When new city manager Robert Bobb came on board, he assertively informed the council that the council only had one employee: him. He reminded the council that any concerns about staff were henceforth to be privately communicated to him. From my experience observing council-manager relations in a number of cities, this is a maxim generally observed in cities in California and elsewhere.

catherine L portman

It is very helpful for undecided voters to see an endorsement from someone who has served in the role a candidate is running for. Joe Krovoza knows the job of a city council member and has the best insight of the personal qualities that would make a good city council member. Krovoza's endorsement should weigh heavily on voters' decision to vote for Adam Morrill.

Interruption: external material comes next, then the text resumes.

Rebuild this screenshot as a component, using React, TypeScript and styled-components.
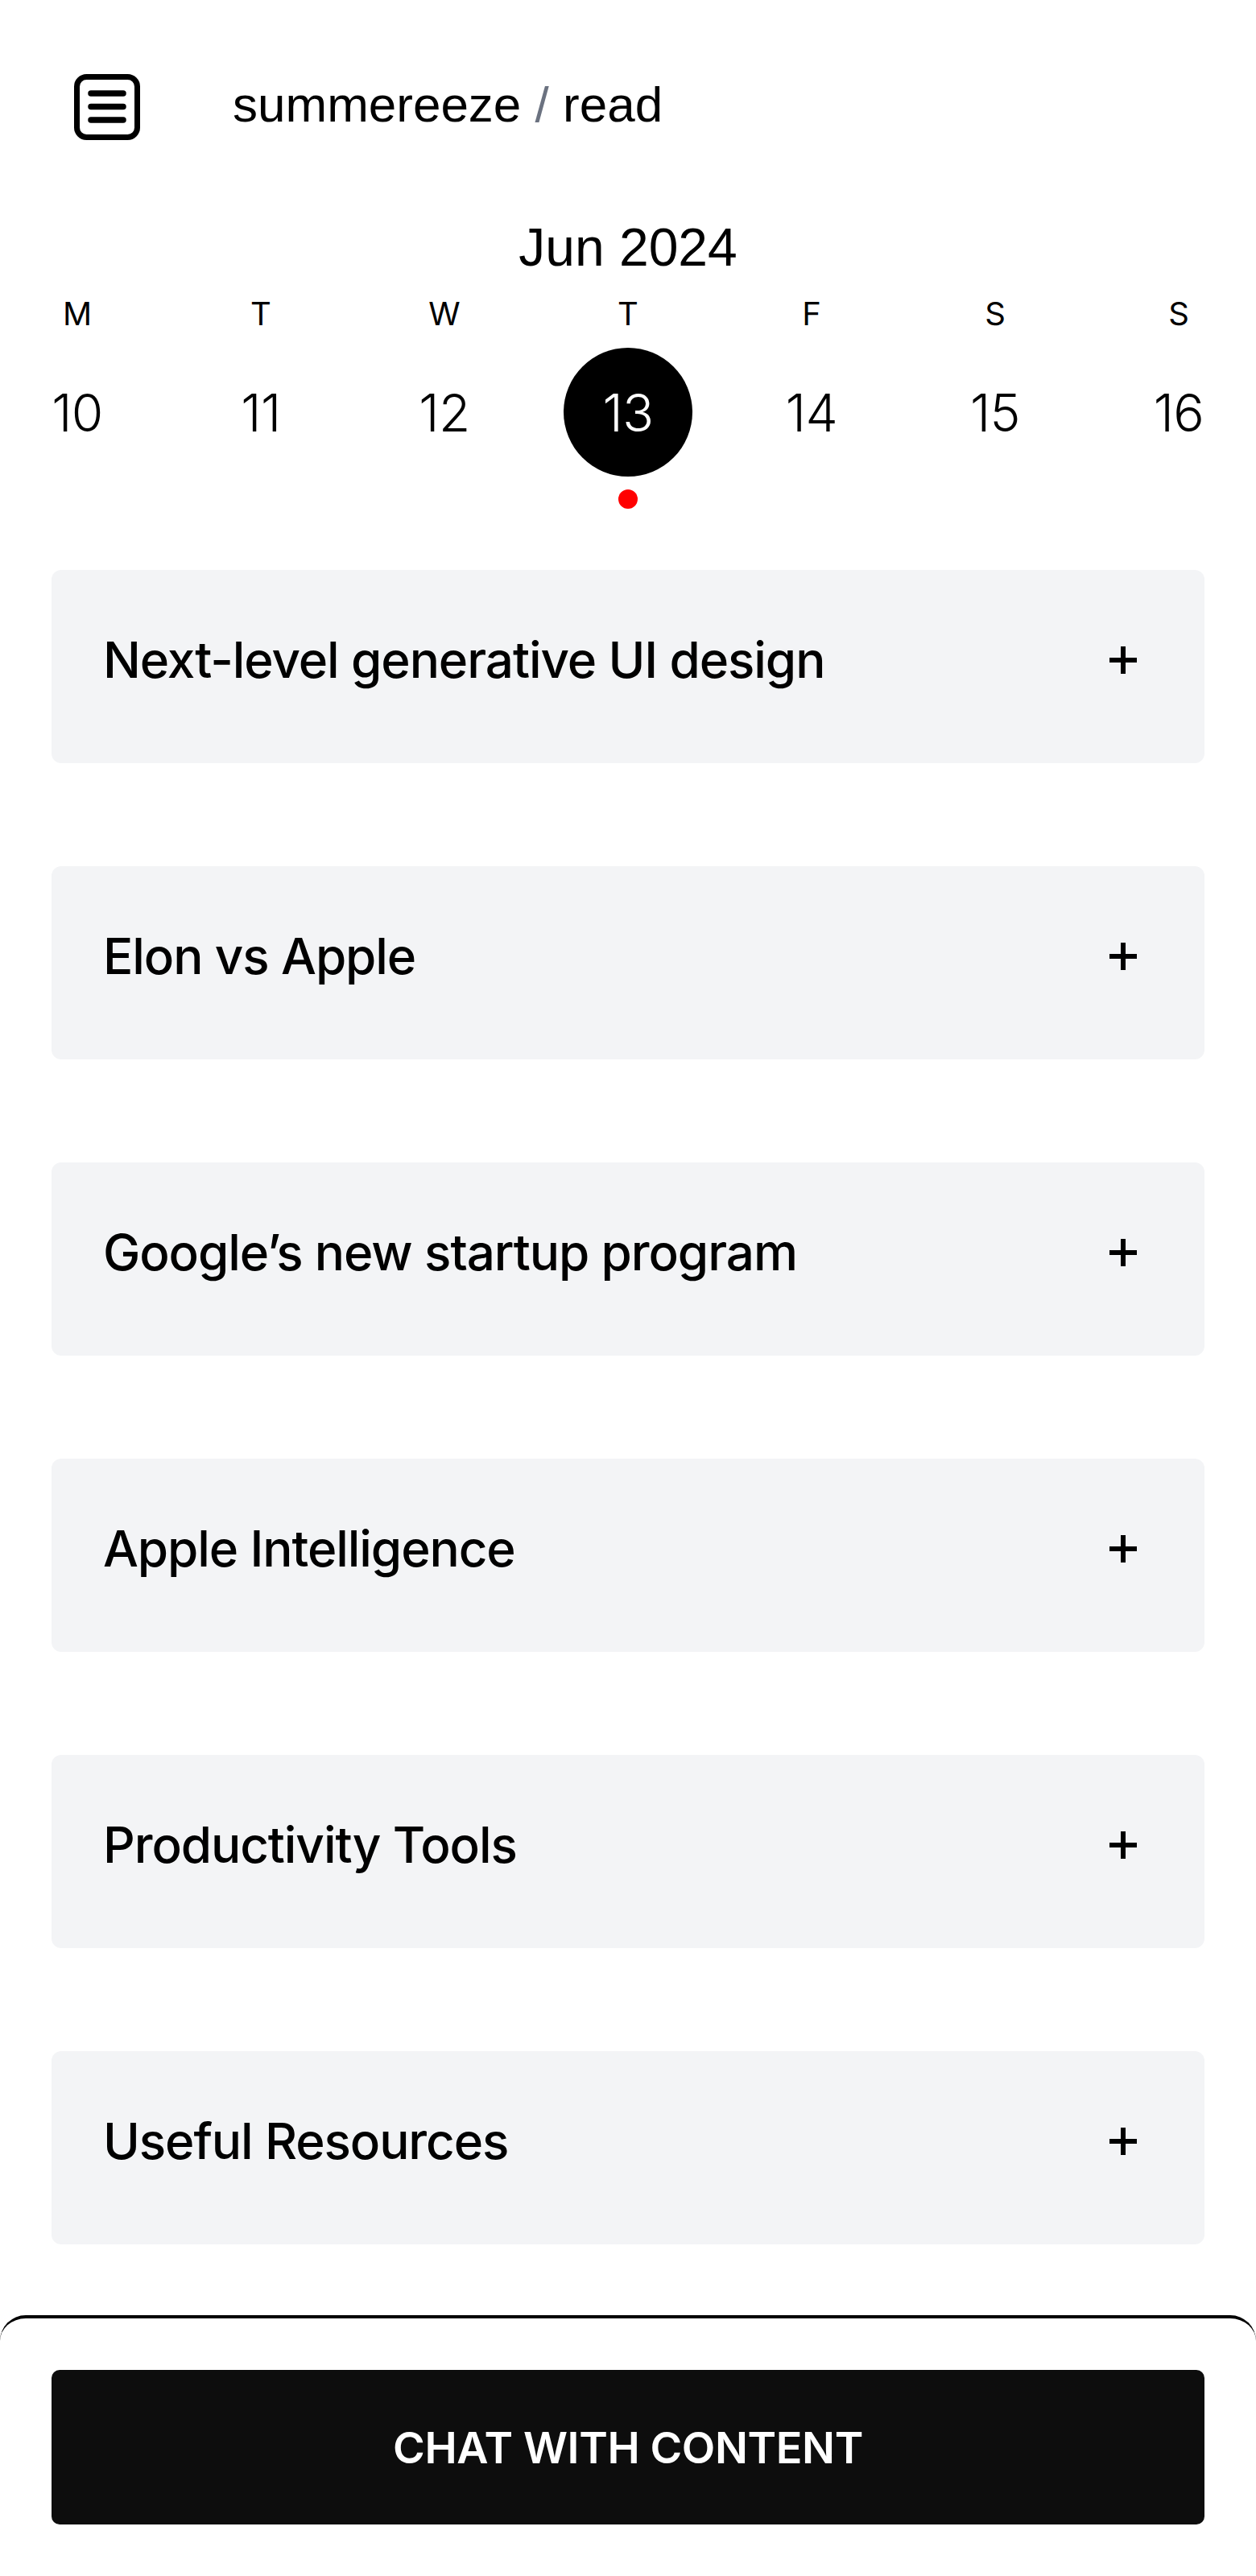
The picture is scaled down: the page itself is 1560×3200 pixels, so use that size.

Personally endorsements never mean much to me. I find it hard to believe that people actually vote according to who someone else endorses.

Roberta L. Millstein

Greg, in terms of how the chain of command works you are right, but the City Council still needs to be more involved with how staff operates -- something that hasn't happened since Joe Krovoza was Mayor. Recent councilmembers have not spoken up about obvious staff blunders and mistakes in process -- that is, they are not bringing concerns to the City Manager or holding the City Manager's feet to the fire to make sure that the changes occur. (One recent Mayor in particular told me flat out that he did not think that it was his job to oversee the manager or the staff in any way.) Many debacles have ensued, such as the Bright Night incident.

In July 2020, a number of commissioners, including commission chairs, co-signed a letter that in part called for changes in staff process ( The City Council gave some lip service to it, formed a subcommittee, co-opted the process in another direction, and then buried it.

Councilmembers who are willing to work -- even if this happens via the City Manager -- to improve the way that staff interacts with other staff members, with citizens, with commissions, and with the Council are sorely needed.